Beim Jubiläumsturnier am Sonnabend können sich Besucher der Wittmoor-Ranch in Norderstedt ein eigenes Bild über das Westernreiten machen.

Norderstedt. Geschossen wird nicht, und Lassos gelten auch auf der Wittmoor-Ranch in Norderstedt als Relikte des Wilden Westens. Peter Raabe, Chef des ältesten Westernreitzentrums im Großraum Hamburg, muss schmunzeln, wenn er mit Vorurteilen über das Westernreiten konfrontiert wird. "Westernreiten ist wie das klassische Reiten eine ernst zu nehmende Reitweise, die aber ihre Wurzeln in der Arbeit der Cowboys hat", sagt der langjährige Landesvorsitzende Hamburg/Schleswig-Holstein der Ersten Westernreiter Union Deutschland (EWU) und fügt hinzu: "Die Grundlagen beider Reitweisen liegen gar nicht so weit auseinander."

Raabe zieht klare Grenzen zu Cowboy-Klischees. Die klassischen Westernpferde-Rassen sind handlicher, kompakter und mit einem Stockmaß um 1,55 Meter nicht so groß wie etwa Hannoveraner, zudem extra zur Gelassenheit ausgebildet. Dazu kommt der bequeme Westernsattel mit Horn und die einhändige Reitweise mit leicht durchhängenden Zügeln. In Deutschland ist Westernreiten längst ein anerkannter Turniersport. Es gibt geprüfte Trainer. Pferdewirte können sich inzwischen mit dem Schwerpunkt Westernreiten ausbilden lassen.

Beim Jubiläumsturnier am 6. Oktober auf der Ranch, die am Tangstedter Forst in Norderstedt liegt, sollten sich die Besucher ein eigenes Bild machen, rät Raabe. 25 Jahre besteht dann das Westernreitzentrum. Insgesamt 26 Wettbewerbe stehen zwischen 8 und 18 Uhr auf dem Gelände am Wilstedter Weg 49 auf dem Programm. Neben typischen Turnierdisziplinen wie Horsemanship, Pleasure, Reining und Trail hat Raabe, der bereits mehrfach die German Open der EWU mitorganisiert hat, mit einem Augenzwinkern auch ausnahmsweise alte Westernkonkurrenzen als Sonderprüfungen angeboten. Für Zuschauer besonders interessant sein dürften ein Barrel-Race um Fässer, bei dem der schnellste Reiter gewinnt, und Pole-Bending - ein Galopp-Slalom um Stangen.

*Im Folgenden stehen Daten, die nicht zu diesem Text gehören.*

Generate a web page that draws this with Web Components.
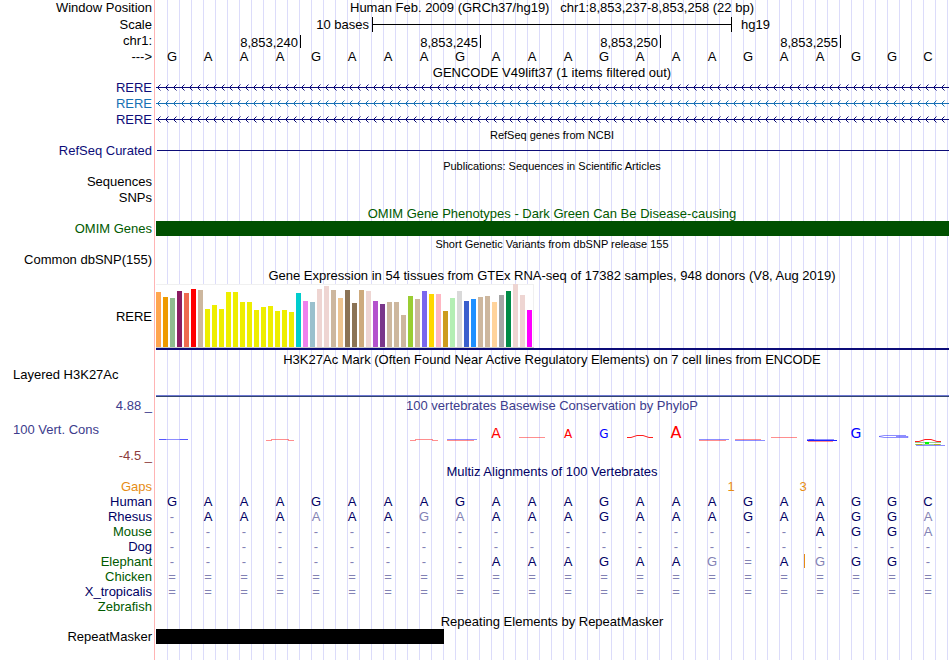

Gestresste Großstädter finden auf der Ranch Ruhe und Abwechslung

Lebensgefährtin Mareike Linsner, die mit Raabe die Ranch betreibt, empfiehlt den Horse-&-Dog-Trail. "Hier müssen Hund, Pferd und Reiter so perfekt zusammenspielen, dass sie gemeinsam einen Parcours mit verschiedensten Hindernissen, wie eine Brücke oder ein Tor, bewältigen", sagt die erfolgreiche Turnierreiterin und Hundetrainerin, die auf der Ranch eine Hundeschule betreibt. Inzwischen werden in der Disziplin sogar deutsche Meisterschaften ausgetragen. Für Freizeitreiter kann das Training mit Pferd und Hund ganz praktische Vorteile haben: "Wenn der Hund als Begleiter beim Ausreiten beim Pferd bleibt und nicht durch Wälder streunt."

Was macht das Westernreiten so attraktiv? Für Raabe und Linsner ist es vor allem der partnerschaftliche Umgang mit dem Pferd und die artgerechte Herdenhaltung auf Weiden statt einer ausschließlichen Unterbringung in Boxen. Viele Westernpferde - typisch sind American Quarterhorses, Appaloosas, Paints und Haflinger - seien deswegen auch sehr ausgeglichen.

Zivilisationsmüde oder beruflich strapazierte Großstädter gehören auf der Wittmoor-Ranch zu den Einstellern. Corinna etwa, die viel unterwegs ist und für einen Mineralölkonzern Flüssiggas verkauft. Sie reizt der partnerschaftliche Umgang mit dem Pferd: "Beim Englischreiten fängt das Reiten auf dem Pferd an, beim Westernreiten dagegen mit dem ersten Kontakt zum Tier." Das Pferd von der Weide holen, das Verhalten der Tiere in der Herde beobachten und verstehen lernen, die Denkmuster der Pferde fürs eigene Verhalten und die Ausbildung der Vierbeiner nutzen, all dies gehört für Corinna dazu.